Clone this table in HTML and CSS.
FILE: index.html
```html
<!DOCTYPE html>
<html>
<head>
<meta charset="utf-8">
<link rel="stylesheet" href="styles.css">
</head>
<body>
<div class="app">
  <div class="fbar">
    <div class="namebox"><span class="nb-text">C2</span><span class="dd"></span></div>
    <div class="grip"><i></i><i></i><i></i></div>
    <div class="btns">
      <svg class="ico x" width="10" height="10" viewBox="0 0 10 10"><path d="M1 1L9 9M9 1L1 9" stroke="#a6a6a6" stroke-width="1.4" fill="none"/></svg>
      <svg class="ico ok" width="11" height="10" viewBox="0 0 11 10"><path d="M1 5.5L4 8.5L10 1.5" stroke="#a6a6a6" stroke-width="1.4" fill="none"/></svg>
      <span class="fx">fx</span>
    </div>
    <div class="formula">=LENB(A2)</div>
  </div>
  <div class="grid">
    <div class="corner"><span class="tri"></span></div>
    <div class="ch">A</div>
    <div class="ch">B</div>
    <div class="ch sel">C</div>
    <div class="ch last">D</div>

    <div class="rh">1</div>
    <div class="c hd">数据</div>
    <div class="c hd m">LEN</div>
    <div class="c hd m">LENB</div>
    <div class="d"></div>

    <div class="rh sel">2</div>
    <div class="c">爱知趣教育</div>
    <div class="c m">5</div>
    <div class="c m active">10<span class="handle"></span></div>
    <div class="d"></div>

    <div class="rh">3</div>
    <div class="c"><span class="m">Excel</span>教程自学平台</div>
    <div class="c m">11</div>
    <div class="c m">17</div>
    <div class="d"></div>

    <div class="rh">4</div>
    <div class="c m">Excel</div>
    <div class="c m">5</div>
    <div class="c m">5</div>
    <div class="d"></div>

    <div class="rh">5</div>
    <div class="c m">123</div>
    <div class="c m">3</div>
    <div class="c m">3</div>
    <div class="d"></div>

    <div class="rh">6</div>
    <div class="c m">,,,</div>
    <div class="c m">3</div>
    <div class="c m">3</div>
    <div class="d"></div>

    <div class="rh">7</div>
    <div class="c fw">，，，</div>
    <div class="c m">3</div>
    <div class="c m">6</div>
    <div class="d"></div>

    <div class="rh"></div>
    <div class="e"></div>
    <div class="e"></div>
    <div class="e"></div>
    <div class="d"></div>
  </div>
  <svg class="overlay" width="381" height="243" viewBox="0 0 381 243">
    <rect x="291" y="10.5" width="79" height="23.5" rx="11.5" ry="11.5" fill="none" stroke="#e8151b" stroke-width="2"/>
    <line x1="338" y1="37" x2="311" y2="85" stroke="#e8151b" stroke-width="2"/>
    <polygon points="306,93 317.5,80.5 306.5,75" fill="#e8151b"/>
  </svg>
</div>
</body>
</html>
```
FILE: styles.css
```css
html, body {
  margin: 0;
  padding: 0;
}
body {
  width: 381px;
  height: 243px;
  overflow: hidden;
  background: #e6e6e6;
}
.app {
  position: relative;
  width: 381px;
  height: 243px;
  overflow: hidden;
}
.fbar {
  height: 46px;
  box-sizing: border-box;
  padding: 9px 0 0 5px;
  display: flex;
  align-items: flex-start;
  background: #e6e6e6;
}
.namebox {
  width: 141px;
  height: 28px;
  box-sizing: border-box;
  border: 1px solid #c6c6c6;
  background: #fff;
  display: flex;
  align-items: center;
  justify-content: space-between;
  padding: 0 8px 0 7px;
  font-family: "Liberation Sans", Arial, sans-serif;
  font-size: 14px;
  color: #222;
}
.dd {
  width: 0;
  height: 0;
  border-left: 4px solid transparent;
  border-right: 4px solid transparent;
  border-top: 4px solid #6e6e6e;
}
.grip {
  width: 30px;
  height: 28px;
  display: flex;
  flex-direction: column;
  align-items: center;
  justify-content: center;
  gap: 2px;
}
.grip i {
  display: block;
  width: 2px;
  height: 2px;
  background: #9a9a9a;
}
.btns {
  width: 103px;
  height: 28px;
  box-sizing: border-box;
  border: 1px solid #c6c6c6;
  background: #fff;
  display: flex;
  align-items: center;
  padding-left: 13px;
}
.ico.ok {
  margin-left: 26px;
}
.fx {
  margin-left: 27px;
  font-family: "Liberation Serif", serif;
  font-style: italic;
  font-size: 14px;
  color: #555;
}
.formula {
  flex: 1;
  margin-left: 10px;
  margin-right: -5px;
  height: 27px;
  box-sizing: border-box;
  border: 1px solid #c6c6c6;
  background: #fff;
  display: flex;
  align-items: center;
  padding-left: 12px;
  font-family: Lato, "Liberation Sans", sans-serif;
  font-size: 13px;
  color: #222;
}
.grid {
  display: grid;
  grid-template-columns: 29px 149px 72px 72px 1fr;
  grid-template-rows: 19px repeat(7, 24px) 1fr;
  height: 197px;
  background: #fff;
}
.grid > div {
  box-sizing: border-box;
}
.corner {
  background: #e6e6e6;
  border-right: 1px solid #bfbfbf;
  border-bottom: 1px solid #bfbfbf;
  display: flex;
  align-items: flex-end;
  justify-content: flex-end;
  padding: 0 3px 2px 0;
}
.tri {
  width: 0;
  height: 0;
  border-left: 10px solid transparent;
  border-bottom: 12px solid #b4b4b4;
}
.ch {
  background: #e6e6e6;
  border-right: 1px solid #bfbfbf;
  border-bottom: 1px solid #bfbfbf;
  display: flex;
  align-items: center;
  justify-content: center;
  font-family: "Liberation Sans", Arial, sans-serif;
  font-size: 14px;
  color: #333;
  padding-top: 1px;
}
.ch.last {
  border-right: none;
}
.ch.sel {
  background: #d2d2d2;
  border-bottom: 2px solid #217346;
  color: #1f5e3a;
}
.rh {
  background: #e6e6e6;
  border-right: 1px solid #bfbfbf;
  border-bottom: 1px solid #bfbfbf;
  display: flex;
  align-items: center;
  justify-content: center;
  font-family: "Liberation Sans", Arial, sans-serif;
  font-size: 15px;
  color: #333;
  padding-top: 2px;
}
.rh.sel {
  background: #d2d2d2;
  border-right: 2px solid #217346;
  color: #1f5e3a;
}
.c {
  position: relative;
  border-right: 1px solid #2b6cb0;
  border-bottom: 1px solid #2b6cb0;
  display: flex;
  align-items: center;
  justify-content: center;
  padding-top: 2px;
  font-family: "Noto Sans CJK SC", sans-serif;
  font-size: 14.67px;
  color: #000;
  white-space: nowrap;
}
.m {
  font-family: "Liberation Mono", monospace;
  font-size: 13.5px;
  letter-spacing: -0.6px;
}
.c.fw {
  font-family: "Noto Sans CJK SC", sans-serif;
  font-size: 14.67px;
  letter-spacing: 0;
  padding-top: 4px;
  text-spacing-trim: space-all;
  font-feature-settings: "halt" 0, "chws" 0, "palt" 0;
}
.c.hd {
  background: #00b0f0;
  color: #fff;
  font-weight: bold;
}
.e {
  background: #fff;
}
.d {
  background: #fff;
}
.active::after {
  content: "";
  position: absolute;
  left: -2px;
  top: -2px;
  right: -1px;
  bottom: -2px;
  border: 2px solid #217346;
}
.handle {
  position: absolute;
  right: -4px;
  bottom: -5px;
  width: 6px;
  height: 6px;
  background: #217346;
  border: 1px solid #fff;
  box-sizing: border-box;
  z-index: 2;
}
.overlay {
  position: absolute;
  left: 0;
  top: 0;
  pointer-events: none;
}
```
══════
**Task goal:**
Quote each line of the data above exactly as written.

**Exercise output:**
Clone this table in HTML and CSS.
FILE: index.html
```html
<!DOCTYPE html>
<html>
<head>
<meta charset="utf-8">
<link rel="stylesheet" href="styles.css">
</head>
<body>
<div class="app">
  <div class="fbar">
    <div class="namebox"><span class="nb-text">C2</span><span class="dd"></span></div>
    <div class="grip"><i></i><i></i><i></i></div>
    <div class="btns">
      <svg class="ico x" width="10" height="10" viewBox="0 0 10 10"><path d="M1 1L9 9M9 1L1 9" stroke="#a6a6a6" stroke-width="1.4" fill="none"/></svg>
      <svg class="ico ok" width="11" height="10" viewBox="0 0 11 10"><path d="M1 5.5L4 8.5L10 1.5" stroke="#a6a6a6" stroke-width="1.4" fill="none"/></svg>
      <span class="fx">fx</span>
    </div>
    <div class="formula">=LENB(A2)</div>
  </div>
  <div class="grid">
    <div class="corner"><span class="tri"></span></div>
    <div class="ch">A</div>
    <div class="ch">B</div>
    <div class="ch sel">C</div>
    <div class="ch last">D</div>

    <div class="rh">1</div>
    <div class="c hd">数据</div>
    <div class="c hd m">LEN</div>
    <div class="c hd m">LENB</div>
    <div class="d"></div>

    <div class="rh sel">2</div>
    <div class="c">爱知趣教育</div>
    <div class="c m">5</div>
    <div class="c m active">10<span class="handle"></span></div>
    <div class="d"></div>

    <div class="rh">3</div>
    <div class="c"><span class="m">Excel</span>教程自学平台</div>
    <div class="c m">11</div>
    <div class="c m">17</div>
    <div class="d"></div>

    <div class="rh">4</div>
    <div class="c m">Excel</div>
    <div class="c m">5</div>
    <div class="c m">5</div>
    <div class="d"></div>

    <div class="rh">5</div>
    <div class="c m">123</div>
    <div class="c m">3</div>
    <div class="c m">3</div>
    <div class="d"></div>

    <div class="rh">6</div>
    <div class="c m">,,,</div>
    <div class="c m">3</div>
    <div class="c m">3</div>
    <div class="d"></div>

    <div class="rh">7</div>
    <div class="c fw">，，，</div>
    <div class="c m">3</div>
    <div class="c m">6</div>
    <div class="d"></div>

    <div class="rh"></div>
    <div class="e"></div>
    <div class="e"></div>
    <div class="e"></div>
    <div class="d"></div>
  </div>
  <svg class="overlay" width="381" height="243" viewBox="0 0 381 243">
    <rect x="291" y="10.5" width="79" height="23.5" rx="11.5" ry="11.5" fill="none" stroke="#e8151b" stroke-width="2"/>
    <line x1="338" y1="37" x2="311" y2="85" stroke="#e8151b" stroke-width="2"/>
    <polygon points="306,93 317.5,80.5 306.5,75" fill="#e8151b"/>
  </svg>
</div>
</body>
</html>
```
FILE: styles.css
```css
html, body {
  margin: 0;
  padding: 0;
}
body {
  width: 381px;
  height: 243px;
  overflow: hidden;
  background: #e6e6e6;
}
.app {
  position: relative;
  width: 381px;
  height: 243px;
  overflow: hidden;
}
.fbar {
  height: 46px;
  box-sizing: border-box;
  padding: 9px 0 0 5px;
  display: flex;
  align-items: flex-start;
  background: #e6e6e6;
}
.namebox {
  width: 141px;
  height: 28px;
  box-sizing: border-box;
  border: 1px solid #c6c6c6;
  background: #fff;
  display: flex;
  align-items: center;
  justify-content: space-between;
  padding: 0 8px 0 7px;
  font-family: "Liberation Sans", Arial, sans-serif;
  font-size: 14px;
  color: #222;
}
.dd {
  width: 0;
  height: 0;
  border-left: 4px solid transparent;
  border-right: 4px solid transparent;
  border-top: 4px solid #6e6e6e;
}
.grip {
  width: 30px;
  height: 28px;
  display: flex;
  flex-direction: column;
  align-items: center;
  justify-content: center;
  gap: 2px;
}
.grip i {
  display: block;
  width: 2px;
  height: 2px;
  background: #9a9a9a;
}
.btns {
  width: 103px;
  height: 28px;
  box-sizing: border-box;
  border: 1px solid #c6c6c6;
  background: #fff;
  display: flex;
  align-items: center;
  padding-left: 13px;
}
.ico.ok {
  margin-left: 26px;
}
.fx {
  margin-left: 27px;
  font-family: "Liberation Serif", serif;
  font-style: italic;
  font-size: 14px;
  color: #555;
}
.formula {
  flex: 1;
  margin-left: 10px;
  margin-right: -5px;
  height: 27px;
  box-sizing: border-box;
  border: 1px solid #c6c6c6;
  background: #fff;
  display: flex;
  align-items: center;
  padding-left: 12px;
  font-family: Lato, "Liberation Sans", sans-serif;
  font-size: 13px;
  color: #222;
}
.grid {
  display: grid;
  grid-template-columns: 29px 149px 72px 72px 1fr;
  grid-template-rows: 19px repeat(7, 24px) 1fr;
  height: 197px;
  background: #fff;
}
.grid > div {
  box-sizing: border-box;
}
.corner {
  background: #e6e6e6;
  border-right: 1px solid #bfbfbf;
  border-bottom: 1px solid #bfbfbf;
  display: flex;
  align-items: flex-end;
  justify-content: flex-end;
  padding: 0 3px 2px 0;
}
.tri {
  width: 0;
  height: 0;
  border-left: 10px solid transparent;
  border-bottom: 12px solid #b4b4b4;
}
.ch {
  background: #e6e6e6;
  border-right: 1px solid #bfbfbf;
  border-bottom: 1px solid #bfbfbf;
  display: flex;
  align-items: center;
  justify-content: center;
  font-family: "Liberation Sans", Arial, sans-serif;
  font-size: 14px;
  color: #333;
  padding-top: 1px;
}
.ch.last {
  border-right: none;
}
.ch.sel {
  background: #d2d2d2;
  border-bottom: 2px solid #217346;
  color: #1f5e3a;
}
.rh {
  background: #e6e6e6;
  border-right: 1px solid #bfbfbf;
  border-bottom: 1px solid #bfbfbf;
  display: flex;
  align-items: center;
  justify-content: center;
  font-family: "Liberation Sans", Arial, sans-serif;
  font-size: 15px;
  color: #333;
  padding-top: 2px;
}
.rh.sel {
  background: #d2d2d2;
  border-right: 2px solid #217346;
  color: #1f5e3a;
}
.c {
  position: relative;
  border-right: 1px solid #2b6cb0;
  border-bottom: 1px solid #2b6cb0;
  display: flex;
  align-items: center;
  justify-content: center;
  padding-top: 2px;
  font-family: "Noto Sans CJK SC", sans-serif;
  font-size: 14.67px;
  color: #000;
  white-space: nowrap;
}
.m {
  font-family: "Liberation Mono", monospace;
  font-size: 13.5px;
  letter-spacing: -0.6px;
}
.c.fw {
  font-family: "Noto Sans CJK SC", sans-serif;
  font-size: 14.67px;
  letter-spacing: 0;
  padding-top: 4px;
  text-spacing-trim: space-all;
  font-feature-settings: "halt" 0, "chws" 0, "palt" 0;
}
.c.hd {
  background: #00b0f0;
  color: #fff;
  font-weight: bold;
}
.e {
  background: #fff;
}
.d {
  background: #fff;
}
.active::after {
  content: "";
  position: absolute;
  left: -2px;
  top: -2px;
  right: -1px;
  bottom: -2px;
  border: 2px solid #217346;
}
.handle {
  position: absolute;
  right: -4px;
  bottom: -5px;
  width: 6px;
  height: 6px;
  background: #217346;
  border: 1px solid #fff;
  box-sizing: border-box;
  z-index: 2;
}
.overlay {
  position: absolute;
  left: 0;
  top: 0;
  pointer-events: none;
}
```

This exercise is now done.